- _Data_:
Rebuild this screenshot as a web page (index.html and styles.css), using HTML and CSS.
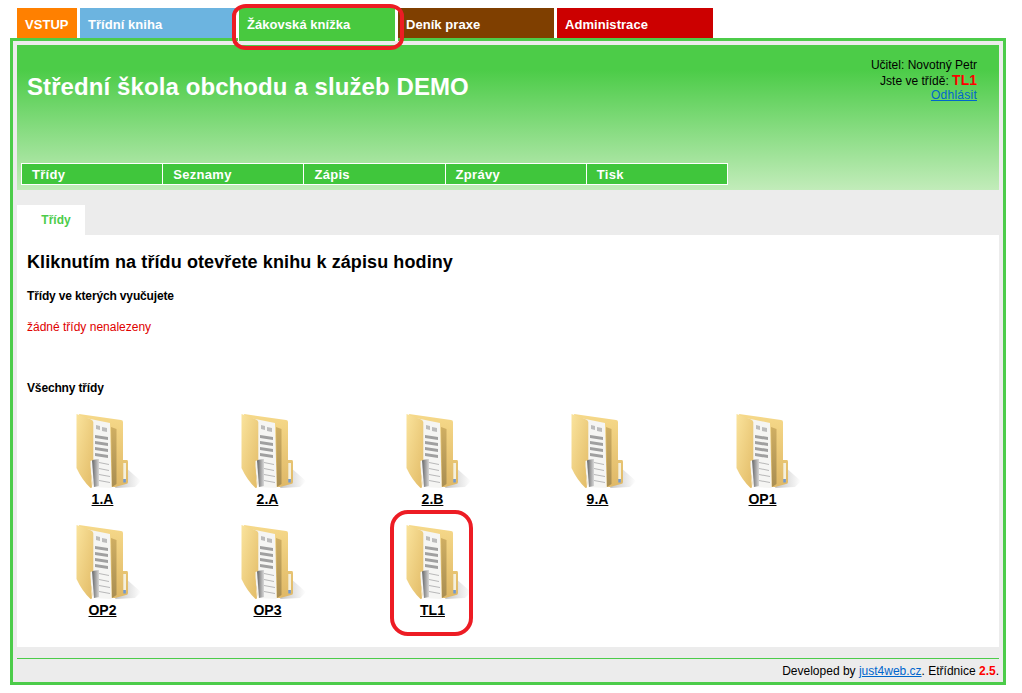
FILE: index.html
```html
<!DOCTYPE html>
<html lang="cs">
<head>
<meta charset="utf-8">
<title>Etřídnice</title>
<link rel="stylesheet" href="styles.css">
</head>
<body>
<svg class="defs" width="0" height="0" aria-hidden="true">
  <defs>
    <linearGradient id="back" x1="0" y1="0" x2="0" y2="1"><stop offset="0" stop-color="#f6d98a"/><stop offset="1" stop-color="#dfb866"/></linearGradient>
    <linearGradient id="front" x1="0" y1="0" x2="1" y2="1"><stop offset="0" stop-color="#fae39c"/><stop offset="1" stop-color="#e2bb66"/></linearGradient>
    <linearGradient id="inner" x1="0" y1="0" x2="0" y2="1"><stop offset="0" stop-color="#cfae62"/><stop offset="1" stop-color="#a98e52"/></linearGradient>
    <linearGradient id="shade" x1="0" y1="0" x2="1" y2="0"><stop offset="0" stop-color="#666"/><stop offset="1" stop-color="#d8d8d8"/></linearGradient>
    <linearGradient id="shadow" x1="0" y1="0" x2="1" y2="0"><stop offset="0" stop-color="#c4c4c4"/><stop offset="1" stop-color="#ffffff"/></linearGradient>
    <symbol id="folder" viewBox="0 0 68 76">
      <path d="M50 54 L66 68 L60 74 L40 75 Z" fill="url(#shadow)"/>
      <path d="M4 1 L46 7 Q48 7 48 9 L48 47 L52 47 Q53 47 53 49 L53 69 Q53 71 51 71 L40 74 L18 73 Z" fill="url(#back)"/>
      <path d="M36 14 L41.5 16 L41.5 71 L37 74 Z" fill="url(#inner)"/>
      <path d="M8 4.5 L35 10 L36.7 75 L18 74 Z" fill="#f5f5f3"/>
      <path d="M21 12 L25 13 L25 17 L21 16 Z M27 14 L32 15 L32 19 L27 18 Z" fill="#bcbcbc"/>
      <path d="M20 22 L33 24 L33 27 L20 25 Z M20 28 L33 30 L33 33 L20 31 Z M20 34 L33 36 L33 39 L20 37 Z M20 40 L33 42 L33 45 L20 43 Z" fill="#a0a0a0"/>
      <path d="M24 49 L34 51 L34 52 L24 50 Z M24 55 L34 57 L34 58 L24 56 Z M24 61 L35 63 L35 64 L24 62 Z M24 67 L35 69 L35 70 L24 68 Z" fill="#b8b8b8"/>
      <path d="M17 47 L24 46 L24 73 L19 74 Z" fill="url(#shade)"/>
      <path d="M1.5 1 L15 6 Q18 7 18.3 9 L18.3 47 L15.5 48 L15.5 54 L17 74.5 L15.5 75 Q7 67 1.5 55 Z" fill="url(#front)"/>
      <path d="M48.3 50 L51 50 L51 66 L48.3 66 Z" fill="#f4f0de"/>
      <rect x="48.3" y="66" width="2.5" height="3.5" fill="#6f9ad6"/>
    </symbol>
  </defs>
</svg>

<nav class="main-tabs">
  <a class="main-tab tab-orange" href="#">VSTUP</a>
  <a class="main-tab tab-blue" href="#">Třídní kniha</a>
  <a class="main-tab tab-green" href="#">Žákovská knížka</a>
  <a class="main-tab tab-brown" href="#">Deník praxe</a>
  <a class="main-tab tab-red" href="#">Administrace</a>
</nav>

<div class="frame">
  <header class="header">
    <div class="header-top">
      <h1 class="school">Střední škola obchodu a služeb DEMO</h1>
      <div class="user">
        <div>Učitel: Novotný Petr</div>
        <div>Jste ve třídě: <strong class="current">TL1</strong></div>
        <div><a class="link logout" href="#">Odhlásit</a></div>
      </div>
    </div>
    <ul class="menu">
      <li class="menu-item">Třídy</li>
      <li class="menu-item">Seznamy</li>
      <li class="menu-item">Zápis</li>
      <li class="menu-item">Zprávy</li>
      <li class="menu-item">Tisk</li>
    </ul>
  </header>

  <div class="subtabs"><a class="subtab" href="#">Třídy</a></div>

  <main class="content">
    <h2 class="title">Kliknutím na třídu otevřete knihu k zápisu hodiny</h2>
    <h3 class="section">Třídy ve kterých vyučujete</h3>
    <p class="empty">žádné třídy nenalezeny</p>
    <h3 class="section section-all">Všechny třídy</h3>
    <div class="classes">
      <a class="class-item" href="#"><svg class="folder"><use href="#folder"/></svg><span>1.A</span></a>
      <a class="class-item" href="#"><svg class="folder"><use href="#folder"/></svg><span>2.A</span></a>
      <a class="class-item" href="#"><svg class="folder"><use href="#folder"/></svg><span>2.B</span></a>
      <a class="class-item" href="#"><svg class="folder"><use href="#folder"/></svg><span>9.A</span></a>
      <a class="class-item" href="#"><svg class="folder"><use href="#folder"/></svg><span>OP1</span></a>
      <a class="class-item" href="#"><svg class="folder"><use href="#folder"/></svg><span>OP2</span></a>
      <a class="class-item" href="#"><svg class="folder"><use href="#folder"/></svg><span>OP3</span></a>
      <a class="class-item" href="#"><svg class="folder"><use href="#folder"/></svg><span>TL1</span></a>
    </div>
  </main>

  <footer class="footer">Developed by <a class="link" href="#">just4web.cz</a>. Etřídnice <strong class="version">2.5</strong>.</footer>
</div>

<div class="mark mark-tab"></div>
<div class="mark mark-class"></div>
</body>
</html>
```

FILE: styles.css
```css
* { box-sizing: border-box; }

html, body { margin: 0; padding: 0; }

body {
  position: relative;
  width: 1022px;
  height: 693px;
  overflow: hidden;
  background: #fff;
  font-family: "Liberation Sans", Arial, sans-serif;
  font-size: 12px;
  color: #000;
}

.defs { position: absolute; }

.main-tabs {
  display: flex;
  gap: 3px;
  height: 30px;
  margin: 8px 0 0 17px;
}

.main-tab {
  display: block;
  flex: none;
  width: 156px;
  height: 30px;
  padding: 9px 0 0 8px;
  font-size: 13px;
  line-height: 15px;
  font-weight: bold;
  letter-spacing: .05px;
  color: #fff;
  text-decoration: none;
}

.tab-orange { width: 60px; background: #ff8000; }
.tab-blue { background: #6cb4e0; }
.tab-green { position: relative; height: 33px; background: #48c93f; box-shadow: -1px 0 #fff, 3px 0 #fff; }
.tab-brown { background: #7f3f00; }
.tab-red { background: #cc0000; }

.frame {
  width: 996px;
  height: 647px;
  margin-left: 10px;
  padding: 4px;
  border: 3px solid #4ccc4a;
  background: #ececec;
}

.header {
  height: 145px;
  margin-bottom: 15px;
  padding: 0 4px;
  background: linear-gradient(to bottom, #4ccc48 0, #4ccc48 25px, #c2ecba 145px);
}

.header-top {
  display: flex;
  justify-content: space-between;
  height: 118px;
  padding: 13px 18px 0 6px;
}

.school {
  margin: 14px 0 0;
  font-size: 24px;
  line-height: 30px;
  font-weight: bold;
  letter-spacing: .09px;
  color: #fff;
}

.user { display: grid; justify-items: end; align-content: start; line-height: 15px; }
.current { font-size: 14px; color: #ff0000; }
.link { color: #0066cc; text-decoration: underline; }
.logout { display: block; margin-top: -1px; letter-spacing: .25px; }

.menu {
  display: flex;
  width: 706px;
  margin: 0;
  padding: 0;
  list-style: none;
}

.menu-item {
  flex: 1;
  height: 22px;
  margin-right: -1px;
  padding: 3px 0 0 10px;
  border: 1px solid #fff;
  background: #40c63c;
  font-size: 13px;
  line-height: 15px;
  font-weight: bold;
  letter-spacing: .3px;
  color: #fff;
}

.subtabs { display: flex; height: 30px; }

.subtab {
  width: 68px;
  padding: 8px 0 0 10px;
  background: #fff;
  color: #4ccc4a;
  font-weight: bold;
  line-height: 14px;
  text-align: center;
  text-decoration: none;
}

.content {
  height: 412px;
  padding: 15px 10px 0;
  background: #fff;
}

.title {
  margin: 0;
  font-size: 18px;
  line-height: 24px;
  font-weight: bold;
  letter-spacing: .1px;
}

.section {
  margin: 15px 0 0;
  font-size: 12px;
  line-height: 14px;
  font-weight: bold;
  letter-spacing: -.15px;
}

.section-all { margin-top: 47px; }

.empty {
  margin: 17px 0 0;
  line-height: 14px;
  color: #e00000;
}

.classes {
  display: grid;
  grid-template-columns: repeat(5, 165px);
  grid-auto-rows: 111px;
  margin: 18px 0 0 -7px;
}

.class-item {
  display: flex;
  flex-direction: column;
  align-items: center;
  height: 111px;
  color: #000;
  font-size: 14px;
  line-height: 16px;
  font-weight: bold;
  text-decoration: underline;
}

.folder { display: block; flex: none; width: 68px; height: 76px; margin: 0 0 2px 12px; }

.footer {
  height: 27px;
  margin-top: 11px;
  padding-top: 5px;
  border-top: 1px solid #4ccc4a;
  line-height: 14px;
  text-align: right;
}

.version { color: #ff0000; }

.mark {
  position: absolute;
  border: 4px solid #ed1c24;
}

.mark-tab { left: 232px; top: 4px; width: 172px; height: 46px; border-radius: 14px / 12px; }
.mark-class { left: 390px; top: 510px; width: 83px; height: 126px; border-radius: 18px; }
```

- _Instructions to follow_: Search the preceding listing for the word "styles" and pull out every line that holds it.

- _Answer in full_:
Rebuild this screenshot as a web page (index.html and styles.css), using HTML and CSS.
<link rel="stylesheet" href="styles.css">
FILE: styles.css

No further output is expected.